DNA testing confirmed that three U.S. citizens were among the four bodies found shot to death near the Texas border more than two weeks after they went missing on a visit to Mexico, prosecutors announced.

The statement issued late Friday by the Tamaulipas state prosecutor's office did not mention the fourth body, which is believed to be the Mexican boyfriend of one of the slain Americans who disappeared with them.

Earlier Friday, Tamaulipas officials said they were investigating a possible police connection to the deaths near the border city of Matamoros. The family of the Americans has said witnesses reported they were taken away from a restaurant by armed men who identified themselves as part of the "Hercules" tactical security unit in Matamoros

The Mexican father of the three Americans, Pedro Alvarado, had previously identified his children from photos of the bodies. But the prosecutor's statement said DNA tests permitted them to officially confirm the deaths of Erica Alvarado Rivera, 26, and her brothers, Alex, 22, and Jose Angel, 21, all of Progreso, Texas. They disappeared Oct. 13 along with Jose Guadalupe Castaneda Benitez, Erica Alvarado's 32-year-old boyfriend.

Each of the four dead had been shot in the head and the bodies were burned, most likely from lying in the hot sun for so long, Tamaulipas state Attorney General Ismael Quintanilla Acosta said Friday.

His office's statement said that in addition to questioning nine of the 40 officers in the Hercules unit, investigators were interviewing the unit's director, City Clerk Joe Mariano Vega, and city public safety director Juan Sanchez.

Matamoros officials have made no comments about the case.

Mexico already was struggling with two other incidences of alleged abuse and killings by security forces.

The country is in a furor over the disappearance of 43 teachers college students in the southern state of Guerrero after a confrontation with police in the city of Iguala in late September.
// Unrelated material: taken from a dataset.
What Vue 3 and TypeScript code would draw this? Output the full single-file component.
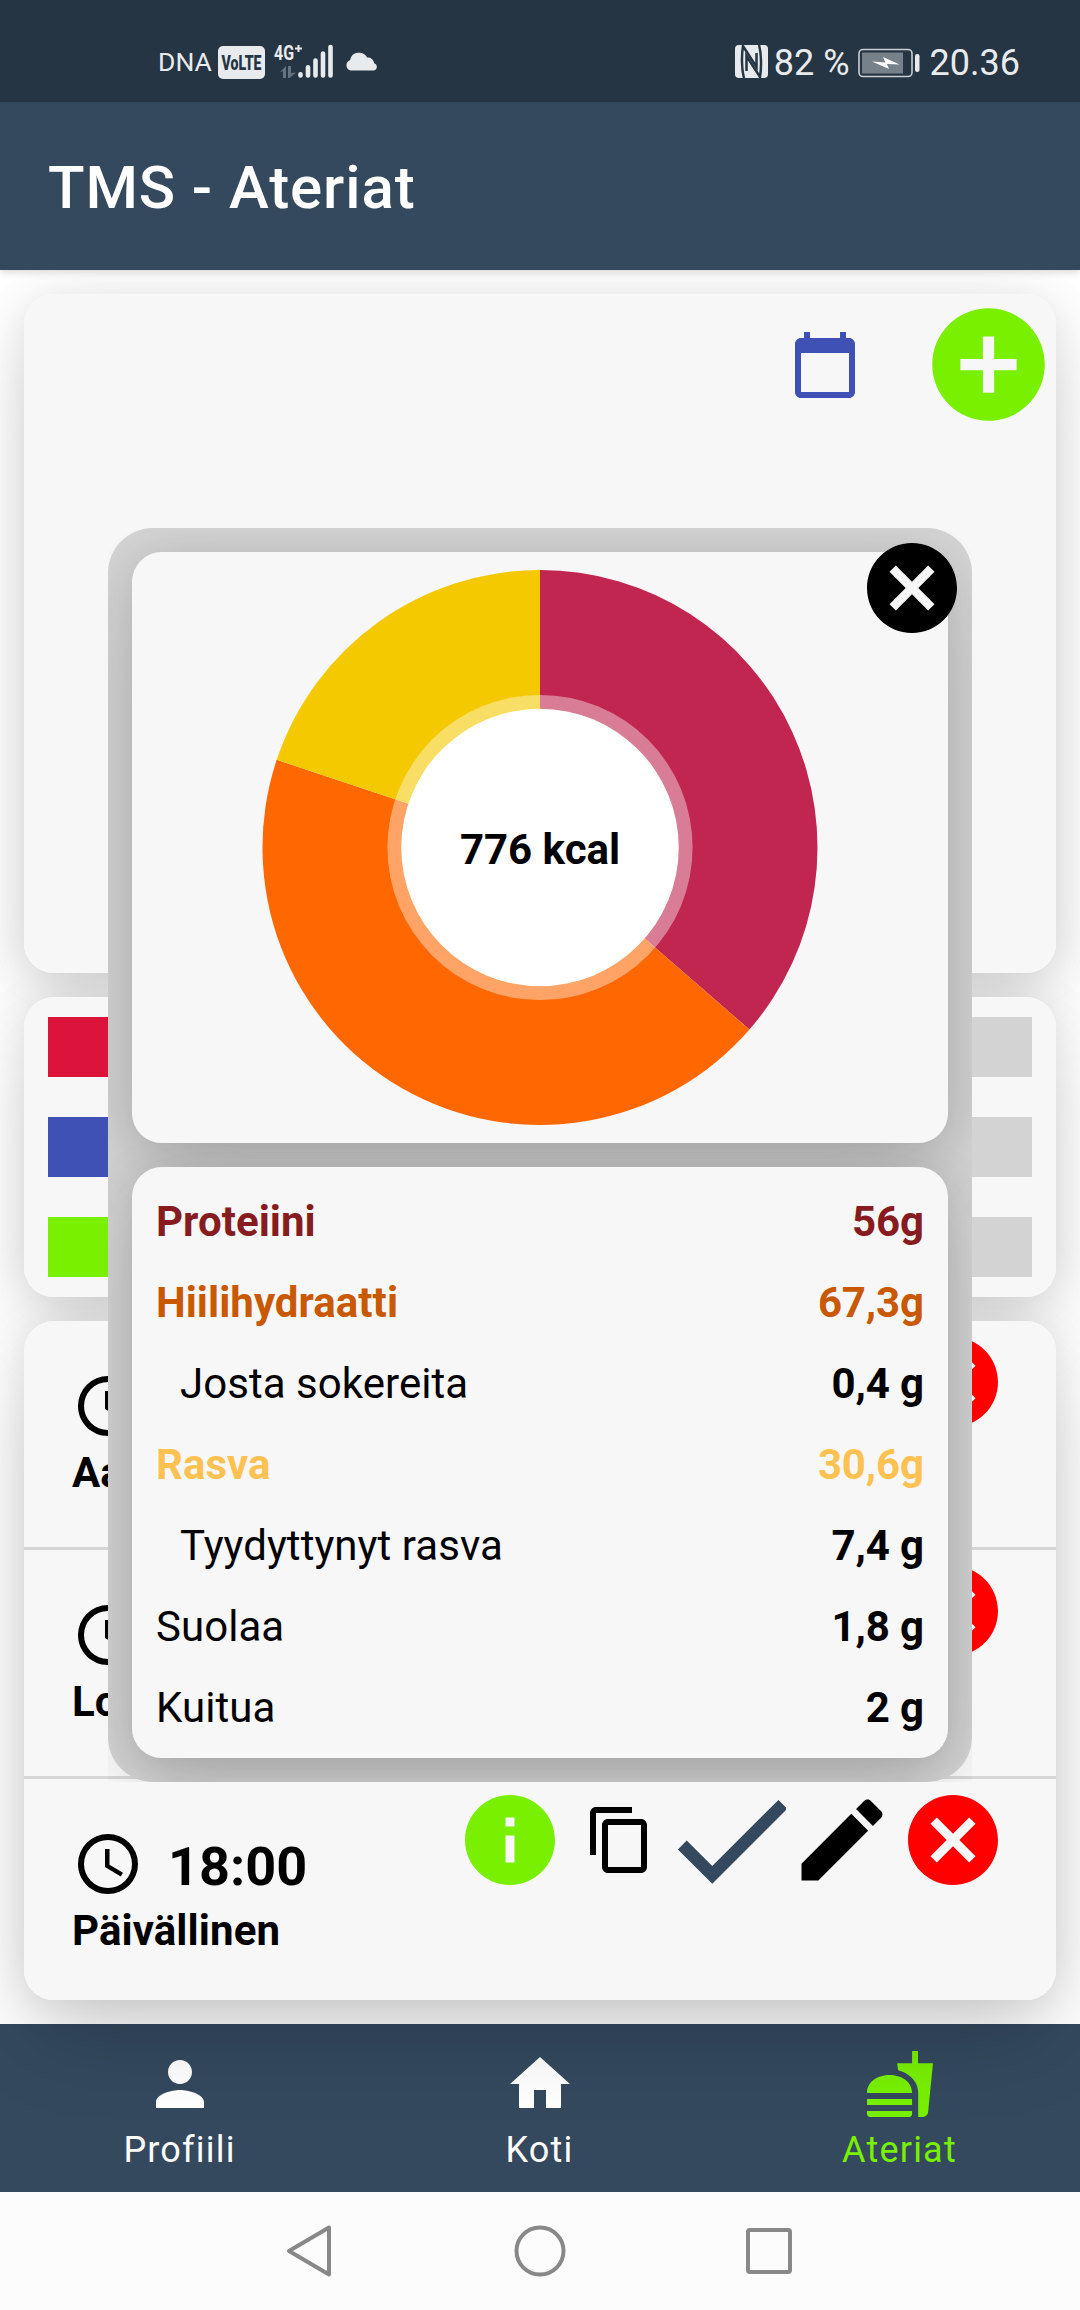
<script setup lang="ts">
interface Nutrient {
  label: string
  value: string
  tone?: 'protein' | 'carb' | 'fat'
  sub?: boolean
}

interface Slice {
  grams: number
  color: string
}

interface Meal {
  name: string
  time?: string
}

const nutrients: Nutrient[] = [
  { label: 'Proteiini', value: '56g', tone: 'protein' },
  { label: 'Hiilihydraatti', value: '67,3g', tone: 'carb' },
  { label: 'Josta sokereita', value: '0,4 g', sub: true },
  { label: 'Rasva', value: '30,6g', tone: 'fat' },
  { label: 'Tyydyttynyt rasva', value: '7,4 g', sub: true },
  { label: 'Suolaa', value: '1,8 g' },
  { label: 'Kuitua', value: '2 g' },
]

const slices: Slice[] = [
  { grams: 56, color: '#c02650' },
  { grams: 67.3, color: '#ff6700' },
  { grams: 30.6, color: '#f5c900' },
]

const RADIUS = 277.5
const total = slices.reduce((sum, s) => sum + s.grams, 0)

const point = (fraction: number): string => {
  const a = fraction * 2 * Math.PI
  return `${(RADIUS * Math.sin(a)).toFixed(3)} ${(-RADIUS * Math.cos(a)).toFixed(3)}`
}

let start = 0
const wedges = slices.map((s) => {
  const end = start + s.grams / total
  const large = end - start > 0.5 ? 1 : 0
  const d = `M0 0L${point(start)}A${RADIUS} ${RADIUS} 0 ${large} 1 ${point(end)}Z`
  start = end
  return { d, color: s.color }
})

const bars = ['#dc143c', '#3f51b5', '#78f000']

const meals: Meal[] = [
  { name: 'Aamiainen' },
  { name: 'Lounas' },
  { name: 'Päivällinen', time: '18:00' },
]

const tabs = [
  { label: 'Profiili', icon: 'M12 12c2.21 0 4-1.79 4-4s-1.79-4-4-4-4 1.79-4 4 1.79 4 4 4zm0 2c-2.67 0-8 1.34-8 4v2h16v-2c0-2.66-5.33-4-8-4z', active: false },
  { label: 'Koti', icon: 'M10 20v-6h4v6h5v-8h3L12 3 2 12h3v8z', active: false },
  { label: 'Ateriat', icon: 'M18.06 22.99h1.66c.84 0 1.53-.64 1.63-1.46L23 5.05h-5V1h-1.97v4.05h-4.97l.3 2.34c1.71.47 3.31 1.32 4.27 2.26 1.44 1.42 2.43 2.89 2.43 5.29v8.05zM1 21.99V21h15.03v.99c0 .55-.45 1-1.01 1H2.01c-.56 0-1.01-.45-1.01-1zm15.03-7c0-8-15.03-8-15.03 0h15.03zM1.02 17h15v2h-15v-2z', active: true },
]

const cancelPath = 'M12 2C6.47 2 2 6.47 2 12s4.47 10 10 10 10-4.47 10-10S17.53 2 12 2zm5 13.59L15.59 17 12 13.41 8.41 17 7 15.59 10.59 12 7 8.41 8.41 7 12 10.59 15.59 7 17 8.41 13.41 12 17 15.59z'
</script>

<template>
  <div class="screen">
    <div class="status">
      <div class="status-left">
        <span class="carrier">DNA</span>
        <svg class="volte" width="47" height="33" viewBox="0 0 47 33">
          <rect width="47" height="33" rx="5" fill="#e8ebed" />
          <text x="3.5" y="24" textLength="40" lengthAdjust="spacingAndGlyphs" font-size="21" font-weight="900" fill="#263544">VoLTE</text>
        </svg>
        <svg class="signal" width="60" height="35" viewBox="0 0 60 35">
          <text x="0" y="16" textLength="20" lengthAdjust="spacingAndGlyphs" font-size="20" font-weight="700" fill="#e8ebed">4G</text>
          <path d="M21 4.5h7M24.5 1v7" stroke="#e8ebed" stroke-width="2" />
          <path d="M5.5 28.5L12 22v12H9v-7zM14 22h3v7l5-.5L15.5 34H14z" fill="#66727d" />
          <path d="M26.5 30.2v1.3M34 23.3v8.2M41.5 16.5v15M49 9.5v22M56.5 3v28.5" stroke="#e8ebed" stroke-width="4.6" stroke-linecap="round" />
        </svg>
        <svg class="cloud" width="34" height="19" viewBox="0 0 34 19">
          <path d="M5.5 18.5a5.4 5.4 0 0 1-.5-10.3A9.2 9.2 0 0 1 22.2 5.6a6.3 6.3 0 0 1 7 5.7 3.7 3.7 0 0 1-.4 7.2z" fill="#e8ebed" />
        </svg>
      </div>
      <div class="status-right">
        <svg class="nfc" width="33" height="33" viewBox="0 0 33 33">
          <rect width="33" height="33" rx="4" fill="#e8ebed" />
          <g fill="none" stroke="#263544" stroke-width="2.5">
            <path d="M9 33C6.5 24 6.5 10 8 1L21.5 22V8" />
            <path d="M24 0C26.5 9 26.5 23 25 32L11.5 11V26" />
          </g>
        </svg>
        <span class="pct">82 %</span>
        <svg class="battery" width="62" height="30" viewBox="0 0 62 30">
          <rect x="1" y="1.5" width="53" height="27" rx="4" fill="none" stroke="#c9ced2" stroke-width="1.6" />
          <rect x="4" y="4.5" width="41" height="21" fill="#76818a" />
          <path d="M14 13.5L27.5 14.5 25 9l16.5 7.5L29 16l2 5z" fill="#fff" />
          <rect x="57" y="6" width="4.5" height="18" rx="2.2" fill="#e8ebed" />
        </svg>
        <span class="time">20.36</span>
      </div>
    </div>

    <header class="appbar"><h1>TMS - Ateriat</h1></header>

    <main class="body">
      <section class="card summary">
        <svg class="calendar" width="72" height="72" viewBox="0 0 24 24">
          <path fill="#3f51b5" d="M20 3h-1V1h-2v2H7V1H5v2H4c-1.1 0-2 .9-2 2v16c0 1.1.9 2 2 2h16c1.1 0 2-.9 2-2V5c0-1.1-.9-2-2-2zm0 18H4V8h16v13z" />
        </svg>
        <svg width="135" height="135" viewBox="0 0 24 24">
          <path fill="#78f000" d="M12 2C6.48 2 2 6.48 2 12s4.48 10 10 10 10-4.48 10-10S17.52 2 12 2zm5 11h-4v4h-2v-4H7v-2h4V7h2v4h4v2z" />
        </svg>
      </section>

      <section class="card bars">
        <div v-for="c in bars" :key="c" class="track">
          <div class="fill" :style="{ background: c }"></div>
        </div>
      </section>

      <section class="card meals">
        <article v-for="m in meals" :key="m.name" class="meal">
          <div class="meal-info">
            <div class="meal-time">
              <svg width="72" height="72" viewBox="0 0 24 24">
                <path d="M12,20A8,8 0 0,0 20,12A8,8 0 0,0 12,4A8,8 0 0,0 4,12A8,8 0 0,0 12,20M12,2A10,10 0 0,1 22,12A10,10 0 0,1 12,22C6.47,22 2,17.5 2,12A10,10 0 0,1 12,2M12.5,7V12.25L17,14.92L16.25,16.15L11,13V7H12.5Z" />
              </svg>
              <span v-if="m.time">{{ m.time }}</span>
            </div>
            <div class="meal-name">{{ m.name }}</div>
          </div>
          <div class="actions">
            <svg class="info" width="108" height="108" viewBox="0 0 24 24">
              <path fill="#78f000" d="M12 2C6.48 2 2 6.48 2 12s4.48 10 10 10 10-4.48 10-10S17.52 2 12 2zm1 15h-2v-6h2v6zm0-8h-2V7h2v2z" />
            </svg>
            <svg width="72" height="72" viewBox="0 0 24 24">
              <path d="M16 1H4c-1.1 0-2 .9-2 2v14h2V3h12V1zm3 4H8c-1.1 0-2 .9-2 2v14c0 1.1.9 2 2 2h11c1.1 0 2-.9 2-2V7c0-1.1-.9-2-2-2zm0 16H8V7h11v14z" />
            </svg>
            <svg width="130" height="150" viewBox="0 0 20.8 24">
              <path fill="#34495e" d="M21,7L9,19L3.5,13.5L4.91,12.09L9,16.17L19.59,5.59L21,7Z" />
            </svg>
            <svg class="pencil" width="108" height="108" viewBox="0 0 24 24">
              <path d="M20.71,7.04C21.1,6.65 21.1,6 20.71,5.63L18.37,3.29C18,2.9 17.35,2.9 16.96,3.29L15.12,5.12L18.87,8.87M3,17.25V21H6.75L17.81,9.93L14.06,6.18L3,17.25Z" />
            </svg>
            <svg width="108" height="108" viewBox="0 0 24 24">
              <path fill="#f00" :d="cancelPath" />
            </svg>
          </div>
        </article>
      </section>
    </main>

    <nav class="tabs">
      <a v-for="t in tabs" :key="t.label" class="tab" :class="{ active: t.active }">
        <svg width="72" height="72" viewBox="0 0 24 24"><path fill="currentColor" :d="t.icon" /></svg>
        <span>{{ t.label }}</span>
      </a>
    </nav>

    <div class="sysnav">
      <svg width="52" height="54" viewBox="0 0 52 54">
        <path d="M44 3.5v47L4 27z" fill="none" stroke="#888" stroke-width="4" stroke-linejoin="round" />
      </svg>
      <svg width="52" height="54" viewBox="0 0 52 54">
        <circle cx="26" cy="27" r="23.5" fill="none" stroke="#888" stroke-width="4" />
      </svg>
      <svg width="52" height="54" viewBox="0 0 52 54">
        <rect x="5" y="6" width="42" height="42" rx="2" fill="none" stroke="#888" stroke-width="4" />
      </svg>
    </div>

    <div class="dialog">
      <div class="panel">
        <section class="card chart">
          <svg width="556" height="555" viewBox="-278 -277.5 556 555">
            <path v-for="w in wedges" :key="w.color" :d="w.d" :fill="w.color" />
            <circle r="152.6" fill="#fff" fill-opacity=".4" />
            <circle r="138.75" fill="#fff" />
          </svg>
          <strong>776 kcal</strong>
        </section>
        <section class="card facts">
          <div v-for="n in nutrients" :key="n.label" class="fact" :class="[n.tone, { sub: n.sub }]">
            <span class="label">{{ n.label }}</span>
            <span class="value">{{ n.value }}</span>
          </div>
        </section>
      </div>
      <svg class="close" width="108" height="108" viewBox="0 0 24 24"><path :d="cancelPath" /></svg>
    </div>
  </div>
</template>

<style>
body {
  margin: 0;
  background: #fff;
}
</style>

<style scoped>
.screen {
  position: relative;
  isolation: isolate;
  width: 1080px;
  height: 2310px;
  display: flex;
  flex-direction: column;
  overflow: hidden;
  background: #fff;
  color: #000;
  font-family: Roboto, 'Liberation Sans', sans-serif;
}
svg {
  display: block;
  flex: none;
}
.status {
  position: relative;
  z-index: 3;
  height: 102px;
  flex: none;
  display: flex;
  justify-content: space-between;
  background: #263544;
  color: #e8ebed;
  padding: 0 60px 0 158px;
}
.status-left,
.status-right {
  display: flex;
  align-items: flex-start;
}
.carrier {
  width: 60px;
  margin-top: 46px;
  font-size: 26.5px;
  line-height: 32px;
}
.volte {
  margin-top: 46px;
  overflow: visible;
}
.signal {
  margin: 44px 0 0 9px;
  overflow: visible;
}
.cloud {
  margin: 52px 0 0 11px;
}
.nfc {
  margin: 45px 6px 0 0;
}
.pct,
.time {
  margin-top: 42px;
  font-size: 36px;
  line-height: 42px;
  white-space: nowrap;
}
.battery {
  margin: 48px 10px 0 8px;
}
.appbar {
  position: relative;
  z-index: 2;
  height: 168px;
  flex: none;
  display: flex;
  align-items: center;
  padding-left: 48px;
  background: #34495e;
  box-shadow: 0 2px 8px rgba(0, 0, 0, 0.16);
}
h1 {
  margin: 2px 0 0;
  color: #fff;
  font-size: 60px;
  font-weight: 500;
  letter-spacing: 0.9px;
}
.body {
  position: relative;
  z-index: 1;
  height: 1754px;
  flex: none;
  display: flex;
  flex-direction: column;
  gap: 24px;
  padding: 24px;
  box-sizing: border-box;
}
.card {
  position: relative;
  border-radius: 30px;
  background: #f7f7f7;
}
/* Shadows sit beneath every sibling card, so neighbours never darken each other. */
.card::before {
  content: '';
  position: absolute;
  inset: 0;
  z-index: -1;
  border-radius: 30px;
  box-shadow: 0 40px 90px -8px rgba(0, 0, 0, 0.14), 0 4px 44px rgba(0, 0, 0, 0.11);
}
.summary {
  height: 679px;
  display: flex;
  justify-content: flex-end;
  align-items: flex-start;
  gap: 60px;
  padding-top: 3px;
  box-sizing: border-box;
}
.calendar {
  margin-top: 32px;
}
.bars {
  height: 300px;
  box-sizing: border-box;
  padding: 20px 24px;
  display: flex;
  flex-direction: column;
  gap: 40px;
}
.track {
  height: 60px;
  background: #d3d3d3;
}
.fill {
  width: 50%;
  height: 60px;
}
.meals {
  height: 679px;
  display: flex;
  flex-direction: column;
}
.meals::before {
  box-shadow: 0 40px 90px -8px rgba(0, 0, 0, 0.18), 0 4px 44px rgba(0, 0, 0, 0.1);
}
.meal {
  height: 226px;
  display: flex;
  justify-content: space-between;
  border-bottom: 3px solid #d6d6d6;
  padding: 0 49px 0 48px;
}
.meal:last-child {
  border-bottom: 0;
  height: 221px;
}
.meal-info {
  padding-top: 49px;
}
.meal-time {
  display: flex;
  align-items: center;
  gap: 24px;
  height: 72px;
  font-size: 54px;
  font-weight: 700;
}
.meal-time span {
  margin-top: 4px;
}
.meal-name {
  font-size: 42px;
  font-weight: 700;
  line-height: 50px;
  margin-top: 6px;
  letter-spacing: 0.1px;
}
.actions {
  display: flex;
  align-items: center;
  height: 150px;
  margin-top: -14px;
}
.info {
  margin-right: 20px;
}
.pencil {
  margin: 0 3px 0 2px;
}
.tabs {
  height: 168px;
  flex: none;
  display: flex;
  background: #34495e;
}
.tab {
  flex: 1;
  display: flex;
  flex-direction: column;
  align-items: center;
  padding-top: 24px;
  color: #fff;
  font-size: 36px;
  line-height: 42px;
  letter-spacing: 1.2px;
}
.tab span {
  margin-top: 9px;
  margin-right: 1px;
}
.tab.active {
  color: #78f000;
}
.sysnav {
  height: 118px;
  flex: none;
  display: flex;
  justify-content: center;
  align-items: center;
  gap: 177px;
  background: #fcfcfc;
}
.dialog {
  position: absolute;
  z-index: 4;
  left: 108px;
  top: 528px;
  width: 864px;
  height: 1254px;
  overflow: hidden;
}
.panel {
  position: relative;
  z-index: 0;
  height: 1254px;
  box-sizing: border-box;
  padding: 24px;
  display: flex;
  flex-direction: column;
  gap: 24px;
  border-radius: 45px;
  background: #d3d3d3;
}
.chart {
  height: 591px;
  display: grid;
  place-items: center;
}
.chart > * {
  grid-area: 1 / 1;
}
.chart strong {
  font-size: 42px;
  z-index: 1;
  margin-top: 4px;
}
.facts {
  height: 591px;
  box-sizing: border-box;
  padding: 12px 24px;
}
.facts::before {
  box-shadow: 0 30px 70px -6px rgba(0, 0, 0, 0.17), 0 4px 44px rgba(0, 0, 0, 0.1);
}
.fact {
  height: 81px;
  display: flex;
  justify-content: space-between;
  font-size: 42px;
  line-height: 86px;
  letter-spacing: 0.05px;
}
.sub .label {
  padding-left: 24px;
}
.fact .value {
  letter-spacing: -0.1px;
}
.value,
.protein,
.carb,
.fat {
  font-weight: 700;
}
.protein {
  color: #861c20;
}
.carb {
  color: #c95900;
}
.fat {
  color: #ffc252;
}
.close {
  position: absolute;
  z-index: 1;
  right: 6px;
  top: 6px;
}
</style>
Prosecutors blame the disappearance on Iguala's mayor and police working with a drug cartel. Fifty-six people are under arrest, including dozens of officers.

In June, a patrol of soldiers killed 22 suspected gang members in Mexico state, then altered the scene and intimidated witnesses trying to cover up the fact that most of the dead were executed after they surrendered, the National Commission on Human Rights charged last week. Three soldiers face murder charges.